▶ Aim of the task
All of the data should be repeated exactly; pictures are not part of the copy.

▶ Source data
* * * * *

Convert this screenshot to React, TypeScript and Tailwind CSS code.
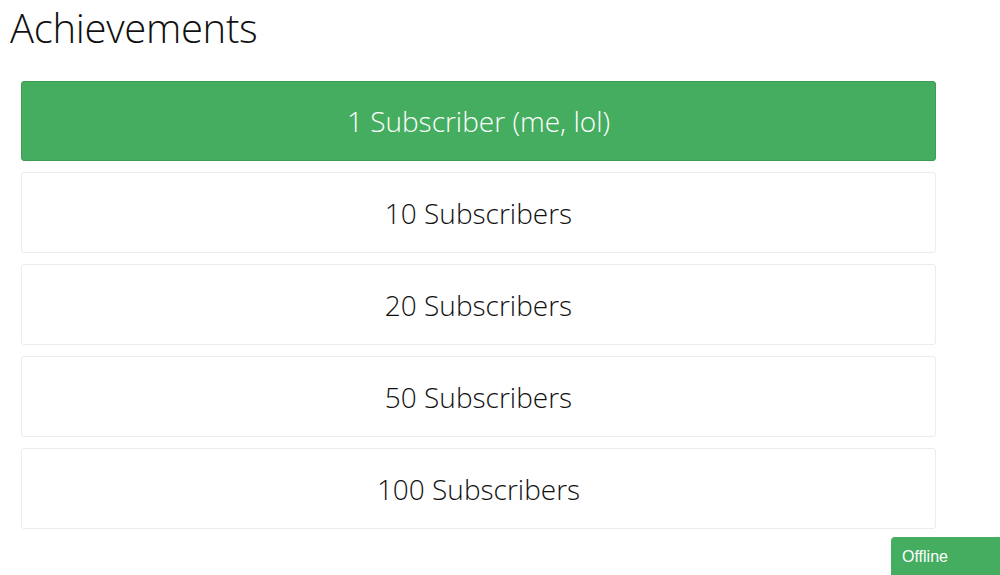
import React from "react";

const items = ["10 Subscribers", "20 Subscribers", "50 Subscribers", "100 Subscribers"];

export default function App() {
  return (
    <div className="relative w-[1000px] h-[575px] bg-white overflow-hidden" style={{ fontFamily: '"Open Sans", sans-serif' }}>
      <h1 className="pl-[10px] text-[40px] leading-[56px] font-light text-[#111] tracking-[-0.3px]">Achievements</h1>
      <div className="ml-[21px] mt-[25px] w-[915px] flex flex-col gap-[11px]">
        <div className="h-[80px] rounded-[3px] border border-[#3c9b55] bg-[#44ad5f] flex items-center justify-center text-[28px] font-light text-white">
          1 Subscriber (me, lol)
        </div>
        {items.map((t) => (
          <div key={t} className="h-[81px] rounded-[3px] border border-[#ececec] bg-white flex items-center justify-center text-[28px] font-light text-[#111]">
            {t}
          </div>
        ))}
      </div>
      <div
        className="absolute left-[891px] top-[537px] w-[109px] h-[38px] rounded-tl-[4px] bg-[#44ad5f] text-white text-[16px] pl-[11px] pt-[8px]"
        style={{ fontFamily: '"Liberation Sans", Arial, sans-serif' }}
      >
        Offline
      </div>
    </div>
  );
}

* * * * *

▶ Task response
Convert this screenshot to React, TypeScript and Tailwind CSS code.
import React from "react";

const items = ["10 Subscribers", "20 Subscribers", "50 Subscribers", "100 Subscribers"];

export default function App() {
  return (
    <div className="relative w-[1000px] h-[575px] bg-white overflow-hidden" style={{ fontFamily: '"Open Sans", sans-serif' }}>
      <h1 className="pl-[10px] text-[40px] leading-[56px] font-light text-[#111] tracking-[-0.3px]">Achievements</h1>
      <div className="ml-[21px] mt-[25px] w-[915px] flex flex-col gap-[11px]">
        <div className="h-[80px] rounded-[3px] border border-[#3c9b55] bg-[#44ad5f] flex items-center justify-center text-[28px] font-light text-white">
          1 Subscriber (me, lol)
        </div>
        {items.map((t) => (
          <div key={t} className="h-[81px] rounded-[3px] border border-[#ececec] bg-white flex items-center justify-center text-[28px] font-light text-[#111]">
            {t}
          </div>
        ))}
      </div>
      <div
        className="absolute left-[891px] top-[537px] w-[109px] h-[38px] rounded-tl-[4px] bg-[#44ad5f] text-white text-[16px] pl-[11px] pt-[8px]"
        style={{ fontFamily: '"Liberation Sans", Arial, sans-serif' }}
      >
        Offline
      </div>
    </div>
  );
}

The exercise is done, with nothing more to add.